Your SecureNAT client is configured to use your internal DNS server for name resolution and the DNS server is configured to use your ISP’s DNS server as a Forwarder. That’s all good. You don’t mention if you have a Protocol Rule in place that allows the internal network DNS server to resolve Internet host names. You should have a Protocol Rule that allows both the DNS Query and the DNS Zone Transfer protocols outbound for the internal network DNS server.

I also wonder how your ISA Server is configured for DNS. Is the ISA Server configured with both the internal DNS server and the ISP’s DNS server’s addresses? If so, that might explain why the Web Proxy client configuration is working, while the SecureNAT client configuration is not working. The ISA Server will perform proxy DNS services for Web Proxy clients, so if the ISA Server is able to query the ISP’s DNS server, it doesn’t even need a DNS protocol rule to allow the query. There is a DNS packet filter created during installation that will allow the ISA Server itself to perform DNS queries.

On the other hand, your problem could have nothing to do with DNS problems. The Web Proxy client can send credentials to the Web Proxy service. The SecureNAT client can’t. If you require authentication for Site and Content Rules, your SecureNAT clients will fail. If you force authentication at the Outgoing Web Requests listener, your SecureNAT client requests will fail.

One way to get around this problem is to configure the HTTP Redirector filter to pass requests from Firewall and SecureNAT clients directly to the Internet server. This allows HTTP requests from SecureNAT and Firewall clients to bypass the Web Proxy service. However, if you require authentication for HTTP requests (via access controls placed on the protocol rule), then the request from the SecureNAT client will fail and there’s no workaround for that problem.

QUESTION: Using ISA Server as a FTP Proxy Server

Hi, Tom. I saw a reply from you on Google groups about using ISA as an FTP proxy, and I hoped that you could offer some assistance.

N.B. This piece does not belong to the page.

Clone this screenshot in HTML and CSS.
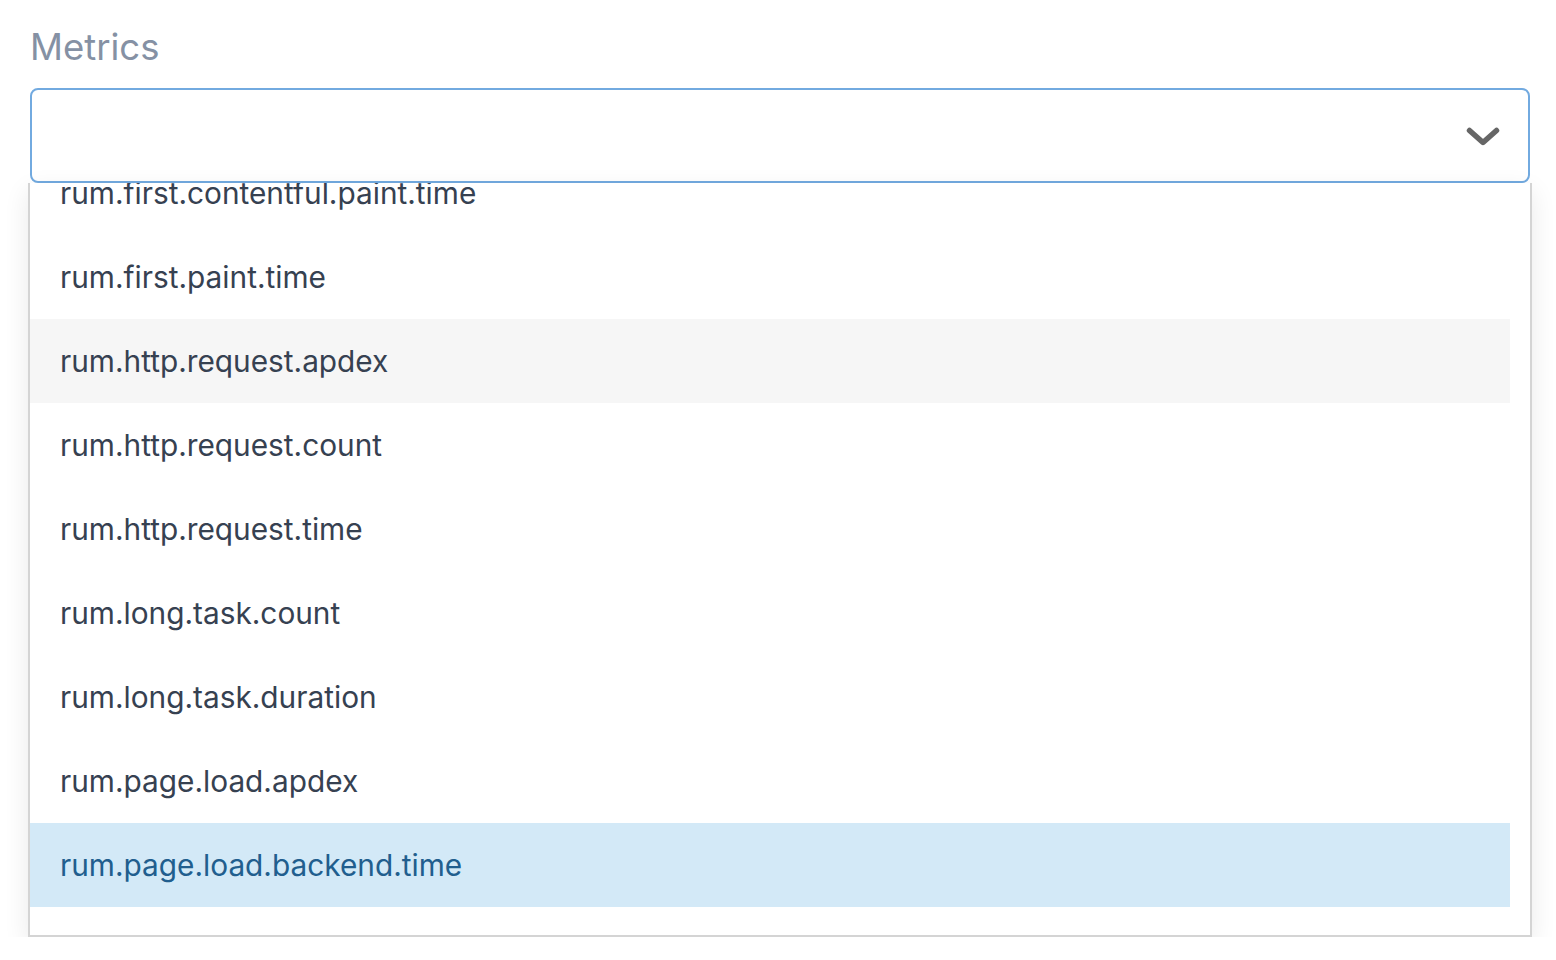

We want FTP clients to use the ISA server as a PROXY. The ISA server is NOT the clients default gateway. We are NOT using the firewall clients. We want to configure FTP clients to use the ISA server as a proxy when going out to the Internet. When I say client, I mean to say using the command line or other FTP software such as WS-FTP. Can this be done?

Thanks in advance for any help.

ANSWER:

ISA Server provides good support for FTP clients on the internal network. In fact, all three types of ISA Server clients: SecureNAT, Firewall and Web Proxy, can take advantage of FTP.

You say you do not want to configure the clients to use the ISA Server as their default gateway. You don’t need to configure the ISA Server as the default gateway for all SecureNAT clients; you just need to configure the SecureNAT clients with a gateway address that will forward Internet bound request to the internal interface of the ISA Server. However, it sounds like you don’t want to use the SecureNAT client configuration.

Another option is the Firewall client configuration. The Firewall client configuration is far superior to the SecureNAT configuration because of the increase flexibility and wider protocol support supported by the Firewall client. Remember that only the Firewall client can take advantage of complex protocols (those requiring secondary connections) without the aid of an application filter. However, the FTP access application filter supports both SecureNAT and Firewall clients. Again, it sounds like you don’t want to use the Firewall client configuration since you’re not installing the Firewall client.

The last option is the Web Proxy configuration. With the Web Proxy client configuration, you send FTP requests inside HTTP that are sent to the Outgoing Web Requests listener port 8080. The Web Proxy service “unwraps” the request and forwards it as an FTP request. This allows the Web browser to be an FTP client. Note that FTP requests that are handled by the Web Proxy service can only use FTP download; you can’t upload through the Web Proxy service. Some FTP client software allows you to leverage the Web Proxy service, most don’t.

So, with your situation, you want to allow things like the command line FTP client to use the ISA Server for FTP. There’s no option that I’m aware of that allows you to configure the client itself as a FTP client, per se. However, if the client software allows a SOCKS proxy configuration, you should be able to configure the FTP clients to use the SOCKS application filter on TCP port 1080 to access FTP sites. In that way, you avoid configuring the client as a Firewall, Web Proxy or SecureNAT client, and you should still be able to access the Internet.